The funniest part of the program was “I, an Actress.” As Kuchar explained, a young woman in one of his classes at the San Francisco Art Institute once told him of her acting aspirations, and he encouraged her to do a screen test for him. He wrote a scene for her to read and set another student up with a camera. The film is simply the 400 feet from that camera.
The screen test begins with the young actress pacing around and shouting like an early Diane Keaton (but far less assured, and perhaps nervous). Just when she seems to find a bit of focus, Kuchar begins a series of director’s interruptions. In each of these, he enters the frame and demonstrates what he wants. What he wants is so ridiculous that the actress, who makes every effort not to laugh, is transformed from a shaky but determined starlet into a raving lunatic.

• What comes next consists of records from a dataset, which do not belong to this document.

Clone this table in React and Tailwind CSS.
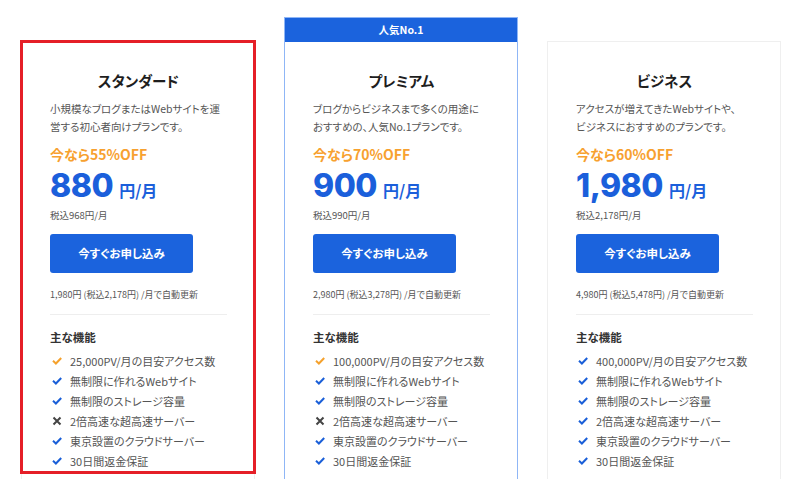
const plans = [
  {
    name: "スタンダード",
    desc: ["小規模なブログまたはWebサイトを運", "営する初心者向けプランです。"],
    off: "今なら55%OFF",
    price: "880",
    tax: "税込968円/月",
    renew: "1,980円 (税込2,178円) /月で自動更新",
    features: [
      ["orange", "25,000PV/月の目安アクセス数"],
      ["blue", "無制限に作れるWebサイト"],
      ["blue", "無制限のストレージ容量"],
      ["x", "2倍高速な超高速サーバー"],
      ["blue", "東京設置のクラウドサーバー"],
      ["blue", "30日間返金保証"],
    ],
  },
  {
    name: "プレミアム",
    popular: true,
    desc: ["ブログからビジネスまで多くの用途に", "おすすめの、人気No.1プランです。"],
    off: "今なら70%OFF",
    price: "900",
    tax: "税込990円/月",
    renew: "2,980円 (税込3,278円) /月で自動更新",
    features: [
      ["orange", "100,000PV/月の目安アクセス数"],
      ["blue", "無制限に作れるWebサイト"],
      ["blue", "無制限のストレージ容量"],
      ["x", "2倍高速な超高速サーバー"],
      ["blue", "東京設置のクラウドサーバー"],
      ["blue", "30日間返金保証"],
    ],
  },
  {
    name: "ビジネス",
    desc: ["アクセスが増えてきたWebサイトや、", "ビジネスにおすすめのプランです。"],
    off: "今なら60%OFF",
    price: "1,980",
    tax: "税込2,178円/月",
    renew: "4,980円 (税込5,478円) /月で自動更新",
    features: [
      ["blue", "400,000PV/月の目安アクセス数"],
      ["blue", "無制限に作れるWebサイト"],
      ["blue", "無制限のストレージ容量"],
      ["blue", "2倍高速な超高速サーバー"],
      ["blue", "東京設置のクラウドサーバー"],
      ["blue", "30日間返金保証"],
    ],
  },
];

// small check / cross marks for the feature list
const Mark = ({ type }) => {
  if (type === "x") {
    return (
      <svg width="10" height="10" viewBox="0 0 10 10" className="shrink-0">
        <path d="M1.5 1.5 L8.5 8.5 M8.5 1.5 L1.5 8.5" stroke="#444" strokeWidth="2" />
      </svg>
    );
  }
  return (
    <svg width="10" height="8" viewBox="0 0 10 8" className="shrink-0">
      <path
        d="M1 3.8 L3.9 6.5 L9.2 1"
        fill="none"
        stroke={type === "orange" ? "#f5a12c" : "#1a5fd8"}
        strokeWidth="2"
      />
    </svg>
  );
};

const PlanBody = ({ plan }) => (
  <div className="pl-[28px] pr-[27px] pt-[29px] pb-[40px]">
    <h2 className="text-center text-[14.5px] leading-[20px] font-bold text-[#1e1e1e]">{plan.name}</h2>
    <p className="mt-[9px] text-[10.5px] leading-[18px] text-[#555] whitespace-nowrap">
      {plan.desc[0]}
      <br />
      {plan.desc[1]}
    </p>
    <p className="mt-[8px] text-[14px] leading-[20px] font-bold text-[#f7a12f]">{plan.off}</p>
    <div className="mt-[2px] flex items-baseline text-[#1b5fdb] h-[40px]">
      <span className="font-['Inter',sans-serif] text-[32px] leading-[40px] font-extrabold tracking-[-0.5px]">
        {plan.price}
      </span>
      <span className="ml-[6px] text-[16px] font-bold">円/月</span>
    </div>
    <p className="mt-[2px] text-[9.5px] leading-[14px] text-[#555]">{plan.tax}</p>
    <button className="mt-[12px] w-[143px] h-[39px] rounded-[3px] bg-[#1b63dd] text-white text-[11.5px] font-bold">
      今すぐお申し込み
    </button>
    <p className="mt-[15px] text-[9px] leading-[14px] text-[#555] whitespace-nowrap">{plan.renew}</p>
    <div className="mt-[12px] h-px bg-[#eeeeee]" />
    <h3 className="mt-[13px] text-[11.5px] leading-[18px] font-bold text-[#333]">主な機能</h3>
    <ul className="mt-[5px]">
      {plan.features.map(([type, text]) => (
        <li key={text} className="flex items-center h-[20px] text-[11px] text-[#555] whitespace-nowrap">
          <span className="w-[10px] ml-[2px] mr-[8px] flex justify-center">
            <Mark type={type} />
          </span>
          {text}
        </li>
      ))}
    </ul>
  </div>
);

export default function App() {
  return (
    <div className="h-[479px] overflow-hidden bg-white font-['Noto_Sans_CJK_JP',sans-serif] [font-feature-settings:'palt']">
      <div className="flex items-start pl-[21px] gap-[29px]">
        {plans.map((plan) =>
          plan.popular ? (
            <div key={plan.name} className="w-[234px] mt-[17px] border border-[#8fb6f6] bg-white">
              <div className="h-[24px] bg-[#1b63dd] flex items-center justify-center text-white text-[10.5px] font-bold">
                人気No.1
              </div>
              <PlanBody plan={plan} />
            </div>
          ) : (
            <div key={plan.name} className="relative w-[234px] mt-[41px] border border-[#efefef] bg-white">
              <PlanBody plan={plan} />
              {plan.name === "スタンダード" && (
                <div className="absolute top-[-2px] left-[-2px] w-[236px] h-[434px] border-[3px] border-[#e51f28] pointer-events-none" />
              )}
            </div>
          )
        )}
      </div>
    </div>
  );
}
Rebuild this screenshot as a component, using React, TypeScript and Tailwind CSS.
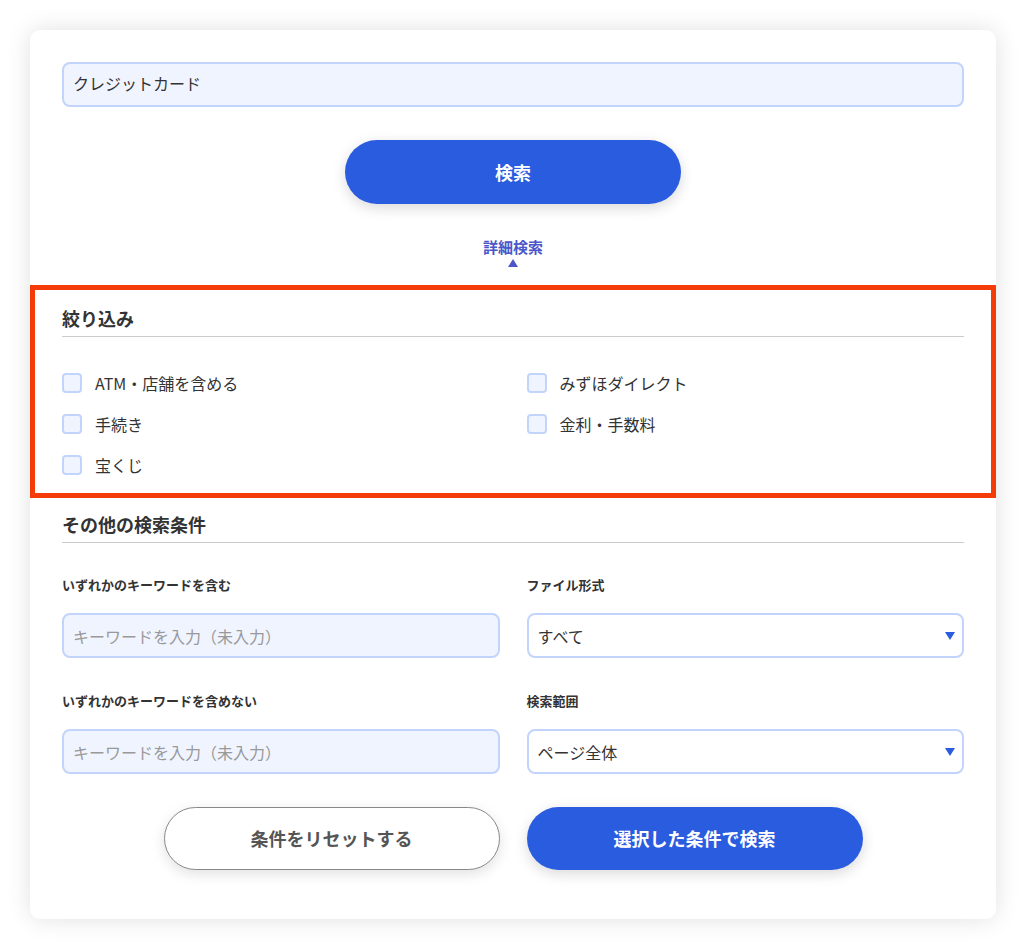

The rest of the evening was short narrative subjects, and as inescapably amateur as they were, it became difficult to ignore the many moments of clearly deliberate, Warhol-like subversion of the language of film. During the often-praised Hold Me While I’m Naked, these moments are particularly strong, as is the final line. At some point, it seems not so naïve anymore: self-aware, and maybe even greater than its parts.
Because the program included pieces in widely different formats, there were dead spots for equipment changes. Kuchar, whom the audience was surprised to find was lurking around the gangway of the theater, filled these silences by volunteering more information about the films from wherever he happened to be standing. These stories usually ended with a punchline that set us all roaring just as the next film was beginning. In reference to a scene of a raging inferno we had just seen at the end of one of the films, he recalled how for some reason, he had been denied permission to use his original fire footage. “So I needed another fire, and then one day, the house across the street went up in flames, and so I ran out with my camera and got my fire.”
Kuchar, as became increasing clear, is an unstoppable storytelling machine. His filmography is famously long, and includes not only films but untold hours of video documentary. During the Q and A session, which was the best I have ever been a part of, he explained how a neighbor might ask him to make a documentary film of a dying pet, in commemoration, or any number of other requests he’s had (and has happily granted). There was no question the audience could ask that would make things uncomfortable (which is not usually the case at Q and A sessions). Kuchar was so sweet and generous, and used each question as a springboard for a slew of stories and memories from his wide-ranging life. Someone asked if his film The Naked and the Nude had ever been seen by Norman Mailer, whose work it appears to parody. “No, I don’t think so, but I met him once. He was like a baked apple. Hard of hearing, too.”
Another astonishing thing about him- perhaps astonishing only to my generation- is the way he refers to pornography as just another part of cinema and of daily life (including his own life, and his own cinema). Part of what makes his films like Hold Me While I’m Naked so enigmatic is the way they incorporate sex (is it there to challenge convention, to tittilate, to shock, some combination of these?), and his casualness in discussing it only deepens the mystery. He told numerous stories of amateur porn filmmakers and actors he’s been connected to over the years, and they seem to have been his friends and neighbors. “There wasn’t any shame in it. Porno was the way to break into the movies back then. And back in the 70’s, everybody was good looking.”